Speaker
Description
We show that a recently discovered non-perturbative field-theoretical mechanism giving mass to elementary fermions, is also capable of generating a mass for the electro-weak bosons and can thus be used as a viable alternative to the Higgs scenario. A detailed analysis of this remarkable feature shows that the non-perturbatively generated fermion and $W$ masses have the parametric form $m_{f}\sim C_f(\alpha)\Lambda_{RGI}$ and $M_W\sim g_w c_w(\alpha)\Lambda_{RGI}$, respectively, where the coefficients $C_f(\alpha)$ and $c_w(\alpha)$ are functions of the gauge couplings, $g_w$ is the weak coupling and $\Lambda_{RGI}$ is the RGI scale of the theory.
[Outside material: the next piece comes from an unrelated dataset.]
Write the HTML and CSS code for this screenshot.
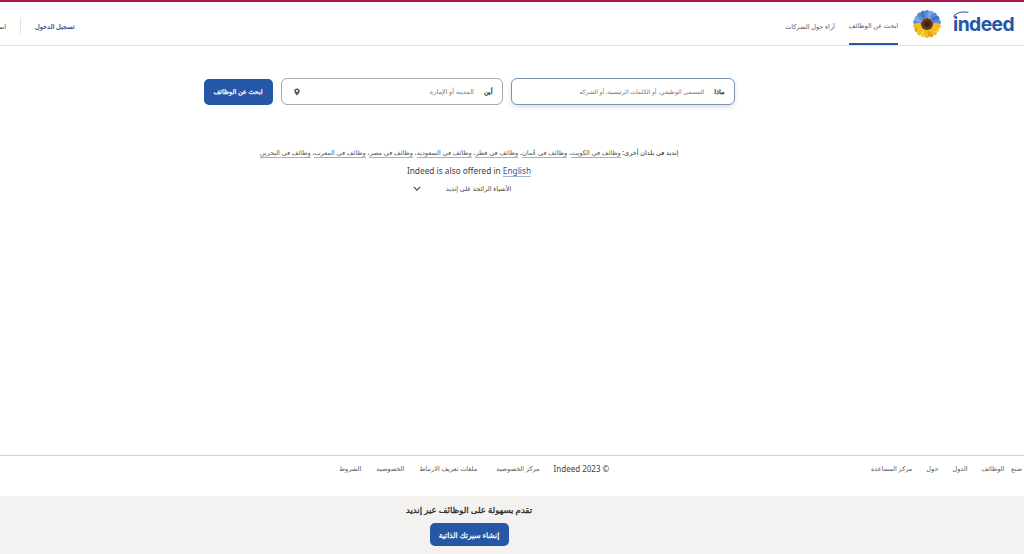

In view of these expressions, we see that to match the experimental value of the top quark and $W$ masses, we need to conjecture the existence of a yet unobserved sector of massive fermions subjected, besides ordinary Standard Model interactions, to some kind of super-strong gauge interaction, so as to have the RGI scale of the whole theory in the TeV region. Though limited in its scope (in this talk we ignore hypercharge and leptons and discuss only the case of one family, neglecting weak isospin splitting), this approach opens the way to a solution of the mass naturalness problem and an understanding of the fermion mass hierarchy.